Russia is also in an interesting position with respect to OBOR. On the one hand, China is its ally against the pressures being applied to it by the US and Europe; on the other, it has hitherto been the primary player in this duo (as Russia has been historically in Eurasia). It will not be easy for Putin to cede that role to Xi. However, he does not have much choice. His trump card is Russia's military strength, especially in nuclear weapons; China needs these to offset the danger of the use of such weapons by the US against it. Thus, one can expect that it will offer Russia a special place in OBOR; this will make it easier for Russia to participate in it. Also, Russia cannot ignore the wider (and, for it, positive) strategic significance of these developments vis-a-vis its relations with the US and the West.

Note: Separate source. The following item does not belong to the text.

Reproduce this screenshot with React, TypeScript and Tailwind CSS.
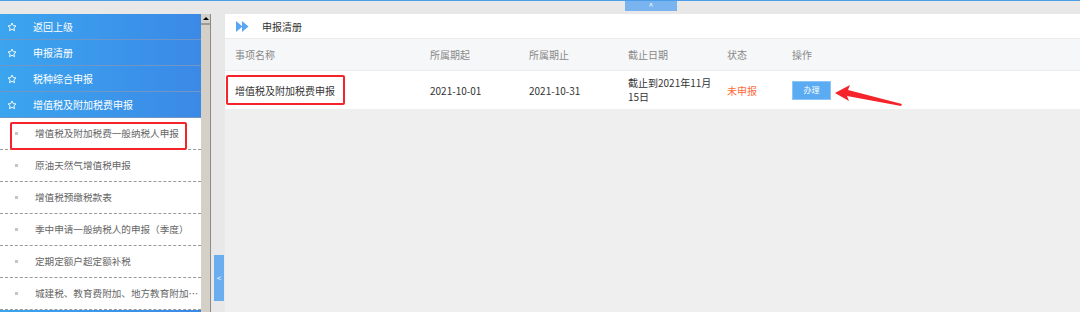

These future developments highlight the unfortunate nature of the policies being currently followed by the US. Its worldwide expression of military power, steered by the neocon foreign policy establishment (the Borg, as Col Lang calls it), and its equally aggressive economic and financial policies (pursued by the plutocrats who control them), have created a backlash, not only in other lands but also within the country. Nevertheless, there appears to be this underlying assumption that matters can continue indefinitely as they are now (and, if they tend to veer off course, brute power can be used to bring them back on track).
Even as the US rides forth as did the Four Horsemen of the Apocalypse, a new world is being born on the Eurasian continent, a world that, if allowed to survive, may hold the promise of a prosperous new age for billions of deprived human beings.